The opening “Any Day Now” was originally co-written by Burt Bacharach for Chuck Jackson, and though it seems like one of Bacharach’s trademark pop meringues, albeit done in soulful Stax style, its chorus sounds the more wise and cautionary note: “Any day now, love will let you down…” A later selection, “All I See is You” had already been a Top 20 Pop single for Dusty Springfield the previous summer and thoroughly sounds like a follow-up to Springfield’s “You Don’t Have to Say You Love Me.”
“Take it To My Baby” - written by Hayes, Porter and Cropper - screws those Stax horns and a walking bassline down onto Al Jackson Jr.’s Latin percussion beat. “I Want to Be Your Baby” (Hayes-Porter) comes following, smooth and sticky sweet as syrup, even if the “baby” theme begins to somewhat wear.
One of Thomas’ most enduring and charming ballads, “Give Me Enough (to Keep Me Going)” was written by former Stax Director of Publicity and Community Relations, Deanie Parker; Parker is now President and CEO of Soulsville, the Stax Museum of American Soul Music, in Memphis.

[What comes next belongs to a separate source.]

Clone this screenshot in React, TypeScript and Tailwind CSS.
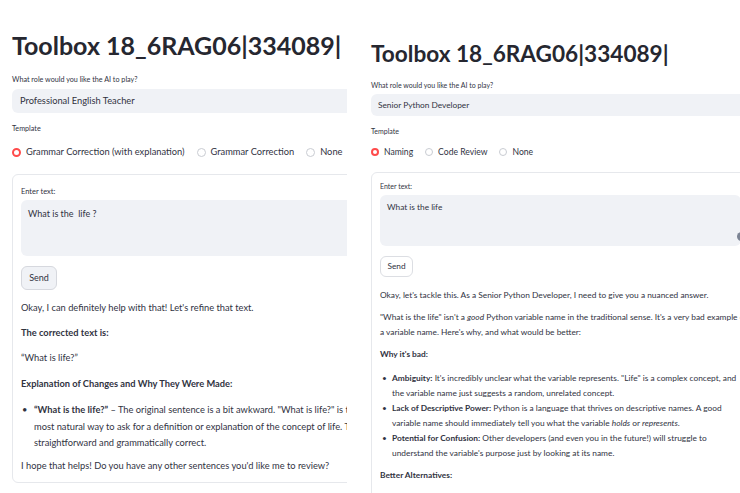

The Queen Alone does not forget the foundational gospel of the blues, pulling “Unchanging Love” straight out of church and concluding with the smoldering “Lie to Keep Me From Crying,” a show-stopping, uncomplicated ballad tinged with country blues and gospel, a powerful march through pain and pride that sounds more like an Otis Redding than a Carla Thomas single.
Another single, “Something Good (Is Going to Happen to You),” made it up to #29 on the R&B chart, and Hayes apparently liked its chugging piano rhythm so much that he repeated the exact same piano and rhythm part years later for “Type Thang,” part of his own live repertoire captured in performance Live at the Sahara Tahoe in 1973.